• RECORDED DATA:

* Start *

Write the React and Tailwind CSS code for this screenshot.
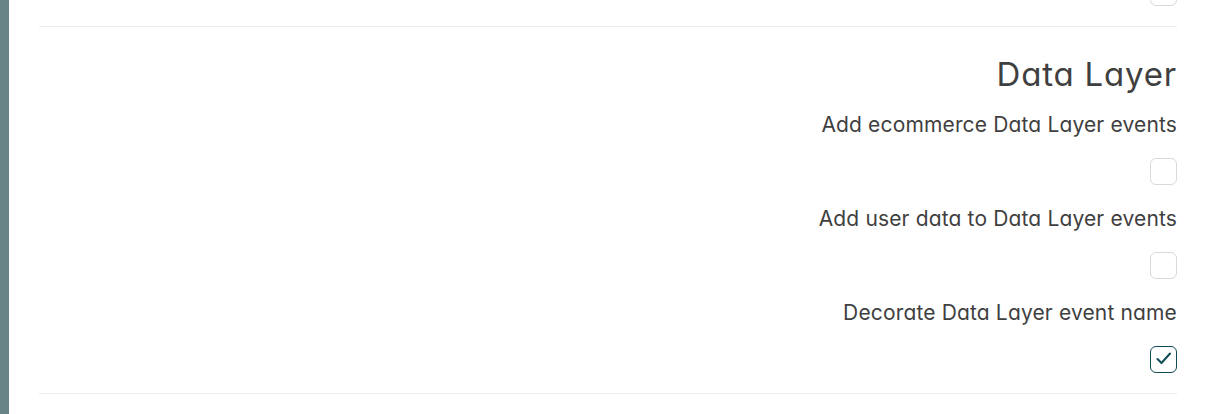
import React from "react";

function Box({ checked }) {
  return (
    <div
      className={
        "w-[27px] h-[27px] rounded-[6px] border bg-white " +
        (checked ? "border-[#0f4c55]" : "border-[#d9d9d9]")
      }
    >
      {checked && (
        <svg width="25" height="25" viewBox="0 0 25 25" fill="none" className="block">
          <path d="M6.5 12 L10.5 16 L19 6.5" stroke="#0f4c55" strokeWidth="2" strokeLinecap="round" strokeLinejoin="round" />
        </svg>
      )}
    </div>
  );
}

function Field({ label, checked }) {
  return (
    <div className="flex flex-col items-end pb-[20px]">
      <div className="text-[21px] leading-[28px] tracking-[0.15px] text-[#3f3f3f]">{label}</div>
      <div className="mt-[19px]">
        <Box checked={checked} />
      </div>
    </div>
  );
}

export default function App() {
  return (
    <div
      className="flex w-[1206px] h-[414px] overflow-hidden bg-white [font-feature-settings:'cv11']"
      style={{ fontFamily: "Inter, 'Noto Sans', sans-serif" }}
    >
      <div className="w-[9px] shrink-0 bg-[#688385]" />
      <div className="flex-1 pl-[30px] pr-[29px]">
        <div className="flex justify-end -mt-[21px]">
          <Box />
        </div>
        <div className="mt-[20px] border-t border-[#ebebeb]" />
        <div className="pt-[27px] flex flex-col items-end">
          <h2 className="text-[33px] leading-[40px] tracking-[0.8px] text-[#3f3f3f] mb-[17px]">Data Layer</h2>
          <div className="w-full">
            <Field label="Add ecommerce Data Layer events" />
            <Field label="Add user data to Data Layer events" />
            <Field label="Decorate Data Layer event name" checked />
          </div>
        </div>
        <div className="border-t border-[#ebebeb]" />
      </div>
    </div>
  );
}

* End *

• AIM: Retype the listing exactly. Pictures do not belong in the copy.

• WRITTEN RESPONSE:
Write the React and Tailwind CSS code for this screenshot.
import React from "react";

function Box({ checked }) {
  return (
    <div
      className={
        "w-[27px] h-[27px] rounded-[6px] border bg-white " +
        (checked ? "border-[#0f4c55]" : "border-[#d9d9d9]")
      }
    >
      {checked && (
        <svg width="25" height="25" viewBox="0 0 25 25" fill="none" className="block">
          <path d="M6.5 12 L10.5 16 L19 6.5" stroke="#0f4c55" strokeWidth="2" strokeLinecap="round" strokeLinejoin="round" />
        </svg>
      )}
    </div>
  );
}

function Field({ label, checked }) {
  return (
    <div className="flex flex-col items-end pb-[20px]">
      <div className="text-[21px] leading-[28px] tracking-[0.15px] text-[#3f3f3f]">{label}</div>
      <div className="mt-[19px]">
        <Box checked={checked} />
      </div>
    </div>
  );
}

export default function App() {
  return (
    <div
      className="flex w-[1206px] h-[414px] overflow-hidden bg-white [font-feature-settings:'cv11']"
      style={{ fontFamily: "Inter, 'Noto Sans', sans-serif" }}
    >
      <div className="w-[9px] shrink-0 bg-[#688385]" />
      <div className="flex-1 pl-[30px] pr-[29px]">
        <div className="flex justify-end -mt-[21px]">
          <Box />
        </div>
        <div className="mt-[20px] border-t border-[#ebebeb]" />
        <div className="pt-[27px] flex flex-col items-end">
          <h2 className="text-[33px] leading-[40px] tracking-[0.8px] text-[#3f3f3f] mb-[17px]">Data Layer</h2>
          <div className="w-full">
            <Field label="Add ecommerce Data Layer events" />
            <Field label="Add user data to Data Layer events" />
            <Field label="Decorate Data Layer event name" checked />
          </div>
        </div>
        <div className="border-t border-[#ebebeb]" />
      </div>
    </div>
  );
}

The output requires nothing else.